[Information provided]

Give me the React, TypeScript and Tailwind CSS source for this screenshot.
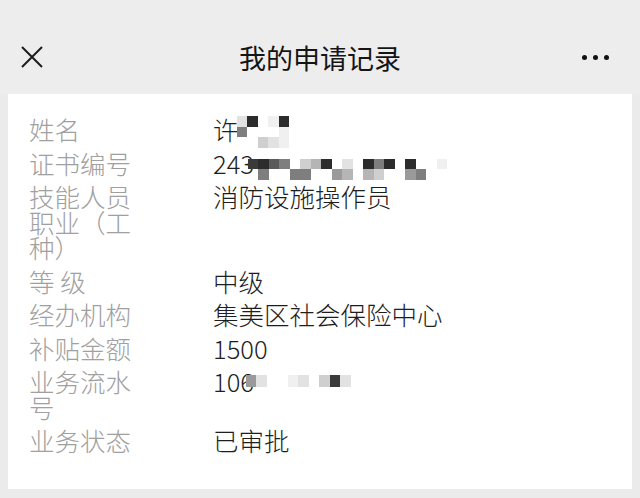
const FONT = "font-['Noto_Sans_CJK_SC','Noto_Sans',sans-serif]";

// mosaic colour codes -> tailwind classes
const SHADE: Record<string, string> = {
  '.': 'bg-transparent',
  a: 'bg-[#f0f0f0]',
  b: 'bg-[#e2e2e2]',
  c: 'bg-[#cfcfcf]',
  d: 'bg-[#b5b5b5]',
  e: 'bg-[#9a9a9a]',
  f: 'bg-[#7e7e7e]',
  g: 'bg-[#5a5a5a]',
  h: 'bg-[#3a3a3a]',
  k: 'bg-[#2c2c2c]',
};

function Mosaic({ rows, cell = 'w-[10.5px] h-[10.5px]' }: { rows: string[]; cell?: string }) {
  return (
    <div className="relative z-10 flex flex-col">
      {rows.map((r, i) => (
        <div key={i} className="flex">
          {r.split('').map((ch, j) => (
            <span key={j} className={`${cell} ${SHADE[ch]}`} />
          ))}
        </div>
      ))}
    </div>
  );
}

type Row = { label: string; value: React.ReactNode };

const rows: Row[] = [
  {
    label: '姓名',
    value: (
      <div className="flex h-[25.5px] items-start">
        <span>许</span>
        <div className="-ml-[2px]">
          <Mosaic rows={['bk.ak', 'f...a', '..cba']} />
        </div>
      </div>
    ),
  },
  {
    label: '证书编号',
    value: (
      <div className="flex h-[25.5px] items-start">
        <span>243</span>
        <div className="-ml-[6px] mt-[9px]">
          <Mosaic rows={['hkgf.cdk.b.kfk.k..a', '.f..ff..ed.dc..ef..']} />
        </div>
      </div>
    ),
  },
  { label: '技能人员职业（工种）', value: '消防设施操作员' },
  { label: '等 级', value: '中级' },
  { label: '经办机构', value: '集美区社会保险中心' },
  { label: '补贴金额', value: '1500' },
  {
    label: '业务流水号',
    value: (
      <div className="flex h-[25.5px] items-start">
        <span>106</span>
        <div className="-ml-[8px] mt-[7px]">
          <Mosaic rows={['eb..ab.chb']} cell="w-[10.5px] h-[12px]" />
        </div>
      </div>
    ),
  },
  { label: '业务状态', value: '已审批' },
];

export default function App() {
  return (
    <div className={`min-h-[498px] w-[640px] bg-[#ebebeb] ${FONT}`}>
      {/* Header */}
      <div className="h-[94px] bg-[#ededed] pt-[38px]">
        <div className="grid h-[38px] grid-cols-[1fr_auto_1fr] items-center px-[21px]">
          <svg width="22" height="22" viewBox="0 0 22 22" className="text-[#1c1c1c]">
            <path d="M1 1L21 21M21 1L1 21" stroke="currentColor" strokeWidth="2" />
          </svg>
          <h1 className="text-[27px] leading-none text-[#151515]">我的申请记录</h1>
          <div className="mr-[10px] flex items-center justify-end gap-[6px]">
            <span className="h-[5px] w-[5px] rounded-full bg-[#111]" />
            <span className="h-[5px] w-[5px] rounded-full bg-[#111]" />
            <span className="h-[5px] w-[5px] rounded-full bg-[#111]" />
          </div>
        </div>
      </div>

      {/* Card */}
      <div className="mx-[8px] h-[395px] bg-white pl-[21px] pt-[22px]">
        {rows.map((r) => (
          <div
            key={r.label}
            className="mb-[8px] grid grid-cols-[184px_1fr] text-[25.5px] font-light leading-[25.5px]"
          >
            <div className="w-[104px] break-all text-[#a0a0a0]">{r.label}</div>
            <div className="text-[#1e1e1e]">{r.value}</div>
          </div>
        ))}
      </div>
    </div>
  );
}
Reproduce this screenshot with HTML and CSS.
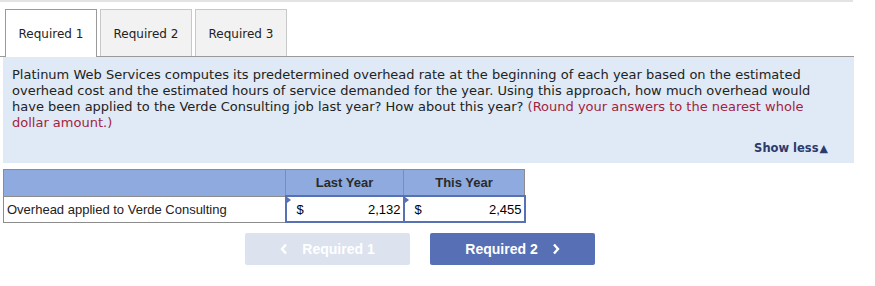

[Exercise goal]
Without the pictures, copy the material exactly as given.

[Solution to this task]
Give me the React, TypeScript and Tailwind CSS source for this screenshot.
const FONT = "font-['Noto_Sans_CJK_SC','Noto_Sans',sans-serif]";

// mosaic colour codes -> tailwind classes
const SHADE: Record<string, string> = {
  '.': 'bg-transparent',
  a: 'bg-[#f0f0f0]',
  b: 'bg-[#e2e2e2]',
  c: 'bg-[#cfcfcf]',
  d: 'bg-[#b5b5b5]',
  e: 'bg-[#9a9a9a]',
  f: 'bg-[#7e7e7e]',
  g: 'bg-[#5a5a5a]',
  h: 'bg-[#3a3a3a]',
  k: 'bg-[#2c2c2c]',
};

function Mosaic({ rows, cell = 'w-[10.5px] h-[10.5px]' }: { rows: string[]; cell?: string }) {
  return (
    <div className="relative z-10 flex flex-col">
      {rows.map((r, i) => (
        <div key={i} className="flex">
          {r.split('').map((ch, j) => (
            <span key={j} className={`${cell} ${SHADE[ch]}`} />
          ))}
        </div>
      ))}
    </div>
  );
}

type Row = { label: string; value: React.ReactNode };

const rows: Row[] = [
  {
    label: '姓名',
    value: (
      <div className="flex h-[25.5px] items-start">
        <span>许</span>
        <div className="-ml-[2px]">
          <Mosaic rows={['bk.ak', 'f...a', '..cba']} />
        </div>
      </div>
    ),
  },
  {
    label: '证书编号',
    value: (
      <div className="flex h-[25.5px] items-start">
        <span>243</span>
        <div className="-ml-[6px] mt-[9px]">
          <Mosaic rows={['hkgf.cdk.b.kfk.k..a', '.f..ff..ed.dc..ef..']} />
        </div>
      </div>
    ),
  },
  { label: '技能人员职业（工种）', value: '消防设施操作员' },
  { label: '等 级', value: '中级' },
  { label: '经办机构', value: '集美区社会保险中心' },
  { label: '补贴金额', value: '1500' },
  {
    label: '业务流水号',
    value: (
      <div className="flex h-[25.5px] items-start">
        <span>106</span>
        <div className="-ml-[8px] mt-[7px]">
          <Mosaic rows={['eb..ab.chb']} cell="w-[10.5px] h-[12px]" />
        </div>
      </div>
    ),
  },
  { label: '业务状态', value: '已审批' },
];

export default function App() {
  return (
    <div className={`min-h-[498px] w-[640px] bg-[#ebebeb] ${FONT}`}>
      {/* Header */}
      <div className="h-[94px] bg-[#ededed] pt-[38px]">
        <div className="grid h-[38px] grid-cols-[1fr_auto_1fr] items-center px-[21px]">
          <svg width="22" height="22" viewBox="0 0 22 22" className="text-[#1c1c1c]">
            <path d="M1 1L21 21M21 1L1 21" stroke="currentColor" strokeWidth="2" />
          </svg>
          <h1 className="text-[27px] leading-none text-[#151515]">我的申请记录</h1>
          <div className="mr-[10px] flex items-center justify-end gap-[6px]">
            <span className="h-[5px] w-[5px] rounded-full bg-[#111]" />
            <span className="h-[5px] w-[5px] rounded-full bg-[#111]" />
            <span className="h-[5px] w-[5px] rounded-full bg-[#111]" />
          </div>
        </div>
      </div>

      {/* Card */}
      <div className="mx-[8px] h-[395px] bg-white pl-[21px] pt-[22px]">
        {rows.map((r) => (
          <div
            key={r.label}
            className="mb-[8px] grid grid-cols-[184px_1fr] text-[25.5px] font-light leading-[25.5px]"
          >
            <div className="w-[104px] break-all text-[#a0a0a0]">{r.label}</div>
            <div className="text-[#1e1e1e]">{r.value}</div>
          </div>
        ))}
      </div>
    </div>
  );
}
Reproduce this screenshot with HTML and CSS.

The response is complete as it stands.